If you ever have time I commend you to watch an episode of Grayson Perry’s latest TV programme on men on YouTube. If you don’t know him, he’s a potter who has more insight into the state of men in the communities that have just been left to rot by the flight of capital than any politician from any of our parties. And that’s the point. Lanchester asks what has been on offer to these people politically? And the answer is nothing really – they have been abandoned.
Lanchester makes a critical point that while we live in a political system (because actually everything we touch, experience and live through comes from and is driven by political decisions) most people see their lived experience through class and economics, and ‘politics’ as something that happens up, or down there, in London, somewhere.
So, why would you listen to any of the people who came forward and spoke earnestly about the merits of the European Union?

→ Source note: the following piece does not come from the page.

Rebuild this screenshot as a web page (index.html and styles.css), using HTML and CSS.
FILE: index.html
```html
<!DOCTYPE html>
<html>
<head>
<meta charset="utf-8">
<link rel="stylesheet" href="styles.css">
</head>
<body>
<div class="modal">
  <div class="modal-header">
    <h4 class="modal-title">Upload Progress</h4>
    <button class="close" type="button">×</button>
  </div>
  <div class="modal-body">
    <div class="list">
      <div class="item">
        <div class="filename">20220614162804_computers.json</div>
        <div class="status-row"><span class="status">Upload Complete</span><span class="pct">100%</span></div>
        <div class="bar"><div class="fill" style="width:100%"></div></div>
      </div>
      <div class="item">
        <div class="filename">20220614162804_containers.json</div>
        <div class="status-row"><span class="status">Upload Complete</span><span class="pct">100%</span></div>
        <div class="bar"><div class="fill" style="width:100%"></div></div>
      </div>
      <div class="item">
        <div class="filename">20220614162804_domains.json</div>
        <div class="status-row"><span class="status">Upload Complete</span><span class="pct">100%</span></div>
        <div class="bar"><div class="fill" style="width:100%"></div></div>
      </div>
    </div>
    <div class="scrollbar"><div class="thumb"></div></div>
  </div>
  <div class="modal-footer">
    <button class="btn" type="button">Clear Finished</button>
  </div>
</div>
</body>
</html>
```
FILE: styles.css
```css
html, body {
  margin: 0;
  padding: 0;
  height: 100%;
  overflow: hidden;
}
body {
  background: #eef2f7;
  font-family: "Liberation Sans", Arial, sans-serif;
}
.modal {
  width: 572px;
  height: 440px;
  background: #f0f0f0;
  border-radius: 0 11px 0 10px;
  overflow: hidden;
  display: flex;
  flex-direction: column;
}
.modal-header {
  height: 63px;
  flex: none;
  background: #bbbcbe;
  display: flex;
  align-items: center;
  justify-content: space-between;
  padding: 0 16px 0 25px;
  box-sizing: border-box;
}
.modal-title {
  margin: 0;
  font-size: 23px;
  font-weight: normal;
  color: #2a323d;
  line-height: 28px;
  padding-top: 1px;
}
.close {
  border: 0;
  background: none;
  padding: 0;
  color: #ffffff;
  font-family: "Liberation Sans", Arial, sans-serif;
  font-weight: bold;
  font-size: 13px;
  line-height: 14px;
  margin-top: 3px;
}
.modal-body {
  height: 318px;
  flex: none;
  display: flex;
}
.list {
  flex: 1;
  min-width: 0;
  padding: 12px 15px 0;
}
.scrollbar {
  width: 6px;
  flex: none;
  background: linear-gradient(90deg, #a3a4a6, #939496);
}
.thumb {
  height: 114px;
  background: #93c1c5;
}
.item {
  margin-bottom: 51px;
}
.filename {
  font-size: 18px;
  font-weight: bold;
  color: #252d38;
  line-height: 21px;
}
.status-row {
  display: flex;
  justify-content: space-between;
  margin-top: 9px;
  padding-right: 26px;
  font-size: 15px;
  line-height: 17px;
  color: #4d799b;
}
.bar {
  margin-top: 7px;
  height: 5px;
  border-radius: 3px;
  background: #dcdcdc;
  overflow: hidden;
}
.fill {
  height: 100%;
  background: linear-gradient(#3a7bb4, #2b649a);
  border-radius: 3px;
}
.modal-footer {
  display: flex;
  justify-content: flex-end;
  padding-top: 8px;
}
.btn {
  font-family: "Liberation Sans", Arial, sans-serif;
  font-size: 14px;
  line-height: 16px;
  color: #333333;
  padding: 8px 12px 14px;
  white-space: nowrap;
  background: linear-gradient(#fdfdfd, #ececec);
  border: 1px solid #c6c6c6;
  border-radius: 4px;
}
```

Why would you listen to an economic argument about the virtues of the EU? Why would you want to vote ‘yes, I wish to Remain’, to yet another be-suited type trotting out platitudes about an economic union that has no meaning when all you’re worried about is whether you’re going to be made redundant, ever get a mortgage or even be able to pay the rent. Forget that the Leave campaign was based on lies – what it did say was you could get back control over decisions in the UK. Now does that sound appealing? Over what, you might ask, well, mainly about immigration. And why wouldn’t you, if you have no control over your zero-hour contract? That’s what people went for – and don’t forget the evidence from the Ashcroft polls that I noted in an earlier post. The main reason for voting to Leave, given by voters of both parties, was to have more control over decisions in the UK. A very, very clever ploy.
There is more in this article (these LRB articles are long ones!) about the state of our two main political parties and their confused melange of interests: the Tories with nationalists who voted out and business interests who voted in; and Labour with its urban elite who voted in and the working class who voted out. Don’t have an election Mrs May – who would people vote for? And there’s more about immigration and immigrants. Did you know that the UK apparently needs 140,000 per year to stay solvent – where do you think our taxes come from with a declining birth rate. I will return to these subjects again.
But I think there’s one last point I’d like to make that Lanchester also brings up. Many of my horrified friends (and family) who voted to Remain say they know no-one who voted to Leave. Who are these people they say? They’re astonished at the result, alarmed even, but also somewhat dismissive of the people who voted that way. How could they? Very easily, actually. For 52% of the voters it made sense to vote Leave.
But don’t despise, instead strive to understand because it’s that geography. We are so small a country, we know so little of our island.